Start DATASET CONTENT
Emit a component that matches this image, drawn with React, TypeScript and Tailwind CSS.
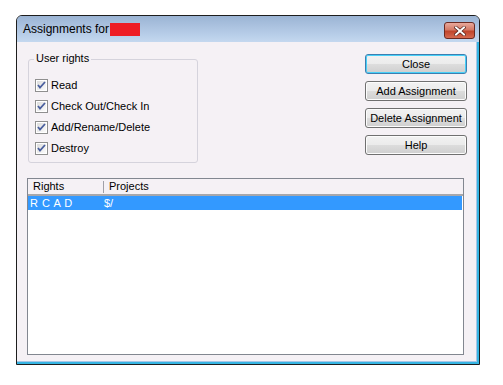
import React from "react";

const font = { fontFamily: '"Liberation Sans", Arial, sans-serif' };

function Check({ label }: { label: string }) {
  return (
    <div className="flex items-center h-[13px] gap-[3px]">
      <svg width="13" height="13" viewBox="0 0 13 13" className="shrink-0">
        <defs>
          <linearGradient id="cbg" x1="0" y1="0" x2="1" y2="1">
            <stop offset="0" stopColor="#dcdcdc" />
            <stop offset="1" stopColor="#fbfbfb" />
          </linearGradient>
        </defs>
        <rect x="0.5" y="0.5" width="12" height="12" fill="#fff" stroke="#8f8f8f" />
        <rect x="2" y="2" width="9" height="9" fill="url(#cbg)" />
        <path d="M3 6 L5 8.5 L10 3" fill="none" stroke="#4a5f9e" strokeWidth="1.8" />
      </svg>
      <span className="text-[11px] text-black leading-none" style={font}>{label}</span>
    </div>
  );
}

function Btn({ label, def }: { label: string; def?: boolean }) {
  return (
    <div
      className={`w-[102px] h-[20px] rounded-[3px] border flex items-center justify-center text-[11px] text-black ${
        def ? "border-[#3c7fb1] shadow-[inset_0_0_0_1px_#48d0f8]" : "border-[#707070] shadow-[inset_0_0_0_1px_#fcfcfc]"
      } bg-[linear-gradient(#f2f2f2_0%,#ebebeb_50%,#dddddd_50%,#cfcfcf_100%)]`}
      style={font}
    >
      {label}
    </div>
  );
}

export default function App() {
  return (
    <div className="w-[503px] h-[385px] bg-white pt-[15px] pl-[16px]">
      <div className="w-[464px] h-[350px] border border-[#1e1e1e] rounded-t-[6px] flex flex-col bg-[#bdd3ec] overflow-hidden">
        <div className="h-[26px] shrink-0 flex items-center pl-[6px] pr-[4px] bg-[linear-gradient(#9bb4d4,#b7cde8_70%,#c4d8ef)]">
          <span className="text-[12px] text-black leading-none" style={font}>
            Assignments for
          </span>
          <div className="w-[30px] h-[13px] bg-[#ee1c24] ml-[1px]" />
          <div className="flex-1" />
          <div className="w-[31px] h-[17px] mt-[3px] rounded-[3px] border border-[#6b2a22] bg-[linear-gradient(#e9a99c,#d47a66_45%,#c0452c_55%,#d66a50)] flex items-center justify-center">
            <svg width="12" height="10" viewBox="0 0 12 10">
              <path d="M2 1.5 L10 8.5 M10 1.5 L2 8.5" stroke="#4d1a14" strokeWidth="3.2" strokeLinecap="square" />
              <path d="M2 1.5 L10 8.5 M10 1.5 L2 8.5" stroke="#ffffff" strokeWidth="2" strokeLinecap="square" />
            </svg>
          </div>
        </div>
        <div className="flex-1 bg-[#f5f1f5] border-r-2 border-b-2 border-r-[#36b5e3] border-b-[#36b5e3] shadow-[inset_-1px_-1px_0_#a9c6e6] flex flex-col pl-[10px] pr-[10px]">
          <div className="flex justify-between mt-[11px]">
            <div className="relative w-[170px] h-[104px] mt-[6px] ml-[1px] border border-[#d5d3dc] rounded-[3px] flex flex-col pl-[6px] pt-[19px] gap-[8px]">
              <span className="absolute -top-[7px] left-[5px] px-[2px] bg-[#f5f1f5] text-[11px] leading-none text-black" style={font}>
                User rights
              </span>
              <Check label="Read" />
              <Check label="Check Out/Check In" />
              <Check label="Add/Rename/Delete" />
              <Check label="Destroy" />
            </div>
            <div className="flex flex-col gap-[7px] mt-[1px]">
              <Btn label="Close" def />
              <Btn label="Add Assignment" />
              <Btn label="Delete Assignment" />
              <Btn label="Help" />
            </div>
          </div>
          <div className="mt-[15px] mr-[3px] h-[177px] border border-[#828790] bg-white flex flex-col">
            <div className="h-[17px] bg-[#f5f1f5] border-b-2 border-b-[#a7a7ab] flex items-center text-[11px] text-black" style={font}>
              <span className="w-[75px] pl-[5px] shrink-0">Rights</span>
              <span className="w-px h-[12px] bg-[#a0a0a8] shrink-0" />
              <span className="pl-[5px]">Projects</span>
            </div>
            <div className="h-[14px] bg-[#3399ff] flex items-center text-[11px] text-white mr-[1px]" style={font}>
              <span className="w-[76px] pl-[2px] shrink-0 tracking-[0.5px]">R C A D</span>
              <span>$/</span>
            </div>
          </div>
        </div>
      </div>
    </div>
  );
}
End DATASET CONTENT
** STATED TASK **
Return each line from the material above exactly, but not the pictures.

** THE ANSWER **
Emit a component that matches this image, drawn with React, TypeScript and Tailwind CSS.
import React from "react";

const font = { fontFamily: '"Liberation Sans", Arial, sans-serif' };

function Check({ label }: { label: string }) {
  return (
    <div className="flex items-center h-[13px] gap-[3px]">
      <svg width="13" height="13" viewBox="0 0 13 13" className="shrink-0">
        <defs>
          <linearGradient id="cbg" x1="0" y1="0" x2="1" y2="1">
            <stop offset="0" stopColor="#dcdcdc" />
            <stop offset="1" stopColor="#fbfbfb" />
          </linearGradient>
        </defs>
        <rect x="0.5" y="0.5" width="12" height="12" fill="#fff" stroke="#8f8f8f" />
        <rect x="2" y="2" width="9" height="9" fill="url(#cbg)" />
        <path d="M3 6 L5 8.5 L10 3" fill="none" stroke="#4a5f9e" strokeWidth="1.8" />
      </svg>
      <span className="text-[11px] text-black leading-none" style={font}>{label}</span>
    </div>
  );
}

function Btn({ label, def }: { label: string; def?: boolean }) {
  return (
    <div
      className={`w-[102px] h-[20px] rounded-[3px] border flex items-center justify-center text-[11px] text-black ${
        def ? "border-[#3c7fb1] shadow-[inset_0_0_0_1px_#48d0f8]" : "border-[#707070] shadow-[inset_0_0_0_1px_#fcfcfc]"
      } bg-[linear-gradient(#f2f2f2_0%,#ebebeb_50%,#dddddd_50%,#cfcfcf_100%)]`}
      style={font}
    >
      {label}
    </div>
  );
}

export default function App() {
  return (
    <div className="w-[503px] h-[385px] bg-white pt-[15px] pl-[16px]">
      <div className="w-[464px] h-[350px] border border-[#1e1e1e] rounded-t-[6px] flex flex-col bg-[#bdd3ec] overflow-hidden">
        <div className="h-[26px] shrink-0 flex items-center pl-[6px] pr-[4px] bg-[linear-gradient(#9bb4d4,#b7cde8_70%,#c4d8ef)]">
          <span className="text-[12px] text-black leading-none" style={font}>
            Assignments for
          </span>
          <div className="w-[30px] h-[13px] bg-[#ee1c24] ml-[1px]" />
          <div className="flex-1" />
          <div className="w-[31px] h-[17px] mt-[3px] rounded-[3px] border border-[#6b2a22] bg-[linear-gradient(#e9a99c,#d47a66_45%,#c0452c_55%,#d66a50)] flex items-center justify-center">
            <svg width="12" height="10" viewBox="0 0 12 10">
              <path d="M2 1.5 L10 8.5 M10 1.5 L2 8.5" stroke="#4d1a14" strokeWidth="3.2" strokeLinecap="square" />
              <path d="M2 1.5 L10 8.5 M10 1.5 L2 8.5" stroke="#ffffff" strokeWidth="2" strokeLinecap="square" />
            </svg>
          </div>
        </div>
        <div className="flex-1 bg-[#f5f1f5] border-r-2 border-b-2 border-r-[#36b5e3] border-b-[#36b5e3] shadow-[inset_-1px_-1px_0_#a9c6e6] flex flex-col pl-[10px] pr-[10px]">
          <div className="flex justify-between mt-[11px]">
            <div className="relative w-[170px] h-[104px] mt-[6px] ml-[1px] border border-[#d5d3dc] rounded-[3px] flex flex-col pl-[6px] pt-[19px] gap-[8px]">
              <span className="absolute -top-[7px] left-[5px] px-[2px] bg-[#f5f1f5] text-[11px] leading-none text-black" style={font}>
                User rights
              </span>
              <Check label="Read" />
              <Check label="Check Out/Check In" />
              <Check label="Add/Rename/Delete" />
              <Check label="Destroy" />
            </div>
            <div className="flex flex-col gap-[7px] mt-[1px]">
              <Btn label="Close" def />
              <Btn label="Add Assignment" />
              <Btn label="Delete Assignment" />
              <Btn label="Help" />
            </div>
          </div>
          <div className="mt-[15px] mr-[3px] h-[177px] border border-[#828790] bg-white flex flex-col">
            <div className="h-[17px] bg-[#f5f1f5] border-b-2 border-b-[#a7a7ab] flex items-center text-[11px] text-black" style={font}>
              <span className="w-[75px] pl-[5px] shrink-0">Rights</span>
              <span className="w-px h-[12px] bg-[#a0a0a8] shrink-0" />
              <span className="pl-[5px]">Projects</span>
            </div>
            <div className="h-[14px] bg-[#3399ff] flex items-center text-[11px] text-white mr-[1px]" style={font}>
              <span className="w-[76px] pl-[2px] shrink-0 tracking-[0.5px]">R C A D</span>
              <span>$/</span>
            </div>
          </div>
        </div>
      </div>
    </div>
  );
}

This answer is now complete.